The tourist from Singapore was bitten on his leg Wednesday morning while taking pictures of the Komodo dragon, the world's largest lizard, said the chief of the Komodo National Park, Sudiyono.
Sudiyono said the man was rescued by locals and rushed to a hospital in Labuan Bajo on Flores Island, near Komodo Island, for treatment.
Endangered Komodo dragons are found in the wild on several eastern Indonesian islands. They can grow to 3 meters (10 feet) or more in length.
Attacks on humans are rare but may increase as Indonesia is promoting the Komodo National Park as a tourist destination. In 2013, a guide and a park ranger were attacked in separate incidents.

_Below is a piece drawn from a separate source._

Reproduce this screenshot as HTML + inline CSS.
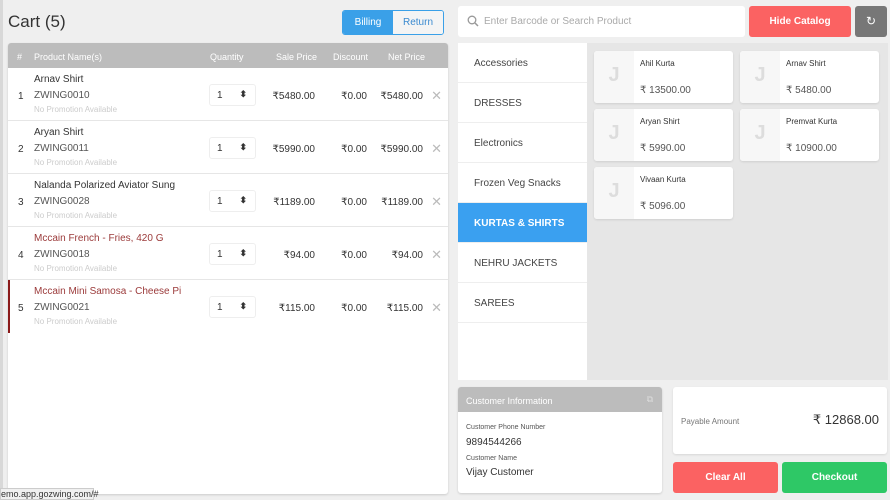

Experts say the Komodo dragon population in the wild is less than 4,000 but stable.
These are the NY city’s most popular dog names
Max and Bella topped the most popular dog names in New York for the second year in a row — but you’ll find a lot of Fluffys in Queens and Tootsies in the Bronx.
The latest dog license records show that 1,358 Bellas, 1,268 Maxes, 868 Charlies, 872 Lolas and 867 Rockys were registered in 2016, rounding out the top five names of 87,031 registered pups in the Big Apple, according to the Health Department.
The agency also drilled down on the most unique canine name by neighborhood.
The unimaginative Fluffy ranked 93 overall in the city but came up No. 1 in Corona.
Meanwhile, Tootsie was fifth-most unique name in Norwood.
The new stats also revealed that New Yorkers find inspiration in foods, spices and other animals when it comes to naming their pooch.
Monikers like Bear, Tiger, Moose, Ginger, Pepper and Olive were among the more popular names — but Cinnamon, Basil, Raven and Goose weren’t far behind.
Bella is now the most popular dog name for the eighth year in a row, while Max topped the list for the 10th consecutive year.
Happy Doggy Day, Interior Department!
Interior Secretary Ryan Zinke and his dog Ragnar, a two-year-old Havanese, in his office May 5, 2017 at the Interior Department in Washington, DC.
The Interior Department on Friday hosted its first Bring Your Dog to Work Day.
And it was just as adorable as you would imagine it to be.
The initiative was started by Interior Secretary Ryan Zinke, who believed bringing dogs to work would help boost morale, according to department spokesman Paul Ross. (Indeed, Trump spokeswoman Sarah Huckabee Sanders said Friday that she'd take any reporters down to Interior for a field trip because "everybody here could use a little stress reliever.")
Zinke met with around 80 employees who brought their dogs to work, including Ross's own poodle, Pax. Everyone had a chance to take a photo with the secretary and his own pup, a Havanese named Ragnar.
Any Interior employee who missed their opportunity to bring their dogs to work doesn't need to worry — another Bring Your Dog to Work Day is set for Sept. 1.
Some on Twitter took the #DoggyDay mania to show off their dogs on public lands and voice support for national monuments. Zinke is set to review more than two dozen national monuments, per an executive order from President Trump, leading to worries that the monument designations may be rescinded.